A New High-Resolution Sea Surface Temperature Blended Analysis

Eileen Maturi, NOAA/NESDIS, College Park, MD, United States, Andrew Harris, NOAA/NESDIS/STAR; University of Maryland, CICS, College Park, MD, United States, Gary A Wick, NOAA/ESRL, Boulder, CO, United States, John Sapper, NOAA OSPO, College Park, MD, United States and Maureen Madden, DOC/NOAA/NESDIS, College Park, MD, United States
Abstract:
The National Oceanic and Atmospheric Administration’s (NOAA) office of National Environmental Satellite Data and Services (NESDIS) is now generating daily 5-km global high resolution satellite-based sea surface temperature (SST) analyses on an operational basis. The new analysis combines geostationary (GOES-E/W, MT-SAT and Meteosat) SST and S-NPP VIIRS and MetOp-B (AVHRR) SST data into a single high-resolution (0.05°×0.05°) product. An earlier version was produced at 0.1°×0.1°, a resolution chosen to approximate the Nyquist sampling criterion for the mid-latitude Rossby radius (~20 km) in order to preserve mesoscale oceanographic features such as eddies and frontal meanders. Comparison between the two analyses illustrates that the higher resolution grid-spacing is more successful in this regard.
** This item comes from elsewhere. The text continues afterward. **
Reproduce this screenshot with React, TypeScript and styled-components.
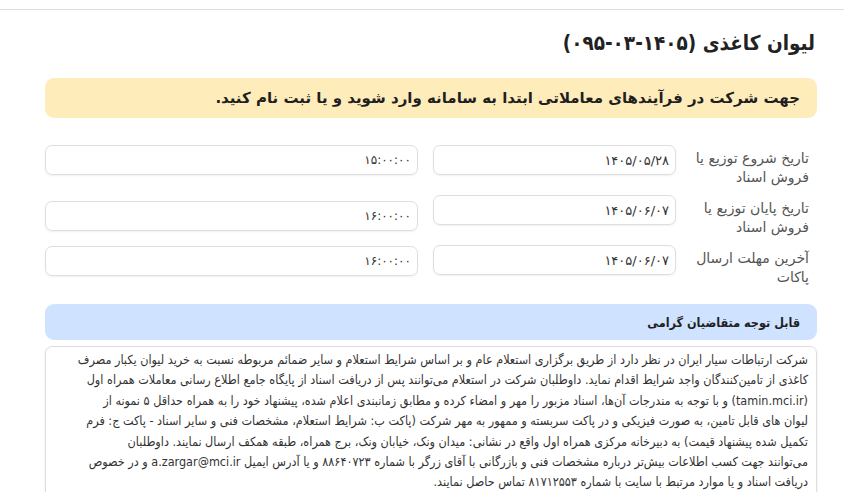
import React from 'react'
import styled, { createGlobalStyle } from 'styled-components'

const GlobalStyle = createGlobalStyle`
  * {
    box-sizing: border-box;
  }
  body {
    margin: 0;
    background: #fff;
    font-family: 'DejaVu Sans', sans-serif;
    color: #212529;
  }
`

const Page = styled.div`
  direction: rtl;
  border-top: 1px solid #dcdcdc;
  margin-top: 9px;
  padding: 0 27px 0 45px;
`

const Title = styled.h1`
  margin: 17px 2px 0;
  height: 51px;
  font-family: 'DejaVu Sans Condensed', 'DejaVu Sans', sans-serif;
  font-size: 20.5px;
  line-height: 32px;
  font-weight: 700;
  color: #222;
`

const Alert = styled.div<{ $tone: 'warning' | 'info' }>`
  background: ${(p) => (p.$tone === 'warning' ? '#ffecbb' : '#cfe2ff')};
  border-radius: 9px;
  padding: 0 17px;
  height: ${(p) => (p.$tone === 'warning' ? '40px' : '36px')};
  display: flex;
  align-items: center;
  font-size: ${(p) => (p.$tone === 'warning' ? '15px' : '12.5px')};
  font-family: ${(p) =>
    p.$tone === 'warning'
      ? "'DejaVu Sans', sans-serif"
      : "'DejaVu Sans Condensed', 'DejaVu Sans', sans-serif"};
  font-weight: 700;
  color: #1f1f1f;
`

const Form = styled.div`
  margin-top: 27px;
  display: grid;
  grid-template-columns: 126px 243px 1fr;
  column-gap: 15px;
  row-gap: 8px;
  align-items: start;
  margin-bottom: 17px;
`

const Label = styled.div`
  font-size: 14px;
  line-height: 19px;
  color: #555;
  padding: 4px 8px 0 0;
`

const Input = styled.div<{ $offset?: number; $small?: boolean }>`
  height: 30px;
  border: 1px solid #dedede;
  border-radius: 7px;
  box-shadow: 0 1px 2px rgba(0, 0, 0, 0.06);
  display: flex;
  align-items: center;
  padding: 0 6px;
  font-size: ${(p) => (p.$small ? '12px' : '13px')};
  color: #333;
  margin-top: ${(p) => p.$offset ?? 0}px;
`

const Notice = styled.div`
  margin-top: 6px;
  border: 1px solid #dedede;
  border-radius: 7px;
  box-shadow: 0 1px 3px rgba(0, 0, 0, 0.08);
  padding: 3px 8px 6px;
  font-family: 'DejaVu Sans Condensed', 'DejaVu Sans', sans-serif;
  font-size: 12.5px;
  line-height: 20.4px;
  color: #333;
`

const rows = [
  { label: 'تاریخ شروع توزیع یا فروش اسناد', date: '۱۴۰۵/۰۵/۲۸', time: '۱۵:۰۰:۰۰', offset: 0 },
  { label: 'تاریخ پایان توزیع یا فروش اسناد', date: '۱۴۰۵/۰۶/۰۷', time: '۱۶:۰۰:۰۰', offset: 6 },
  { label: 'آخرین مهلت ارسال پاکات', date: '۱۴۰۵/۰۶/۰۷', time: '۱۶:۰۰:۰۰', offset: 1 },
]

const noticeLines = [
  'شرکت ارتباطات سیار ایران در نظر دارد از طریق برگزاری استعلام عام و بر اساس شرایط استعلام و سایر ضمائم مربوطه نسبت به خرید لیوان یکبار مصرف',
  'کاغذی از تامین‌کنندگان واجد شرایط اقدام نماید. داوطلبان شرکت در استعلام می‌توانند پس از دریافت اسناد از پایگاه جامع اطلاع رسانی معاملات همراه اول',
  '(tamin.mci.ir) و با توجه به مندرجات آن‌ها، اسناد مزبور را مهر و امضاء کرده و مطابق زمانبندی اعلام شده، پیشنهاد خود را به همراه حداقل ۵ نمونه از',
  'لیوان های قابل تامین، به صورت فیزیکی و در پاکت سربسته و ممهور به مهر شرکت (پاکت ب: شرایط استعلام، مشخصات فنی و سایر اسناد - پاکت ج: فرم',
  'تکمیل شده پیشنهاد قیمت) به دبیرخانه مرکزی همراه اول واقع در نشانی: میدان ونک، خیابان ونک، برج همراه، طبقه همکف ارسال نمایند. داوطلبان',
  'می‌توانند جهت کسب اطلاعات بیش‌تر درباره مشخصات فنی و بازرگانی با آقای زرگر با شماره ۸۸۶۴۰۷۲۳ و یا آدرس ایمیل a.zargar@mci.ir و در خصوص',
  'دریافت اسناد و یا موارد مرتبط با سایت با شماره ۸۱۷۱۲۵۵۳ تماس حاصل نمایند.',
]

const App = () => {
  return (
    <>
      <GlobalStyle />
      <Page>
        <Title>لیوان کاغذی (۱۴۰۵-۰۳-۰۹۵)</Title>
        <Alert $tone="warning">
          جهت شرکت در فرآیندهای معاملاتی ابتدا به سامانه وارد شوید و یا ثبت نام کنید.
        </Alert>
        <Form>
          {rows.map((r) => (
            <React.Fragment key={r.label}>
              <Label>{r.label}</Label>
              <Input>{r.date}</Input>
              <Input $offset={r.offset} $small>
                {r.time}
              </Input>
            </React.Fragment>
          ))}
        </Form>
        <Alert $tone="info">قابل توجه متقاضیان گرامی</Alert>
        <Notice>
          {noticeLines.map((line, i) => (
            <React.Fragment key={i}>
              {line}
              {i < noticeLines.length - 1 && <br />}
            </React.Fragment>
          ))}
        </Notice>
      </Page>
    </>
  )
}

export default App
The analysis employs a rigorous multi-scale optimal interpolation methodology that approximates the Kalman filter, together with a data-adaptive correlation length scale to ensure a good balance between detail preservation and noise reduction. The product accuracy verified against globally distributed buoys is ~0.02 K, with a robust standard deviation of ~0.25 K. The new analysis has proven a significant success, even when compared to other products that purport to be of similar resolution, and is being used as the basis for other operational environmental products such as coral reef bleaching risk and ocean heat content for tropical cyclone prediction. Forthcoming enhancements include the incorporation of Microwave SST products from the GCOM-W1 AMSR-2 instrument to improve resolution of SST features in areas of persistent cloud, and explicit correction for diurnal effects via a turbulence model of upper ocean heating.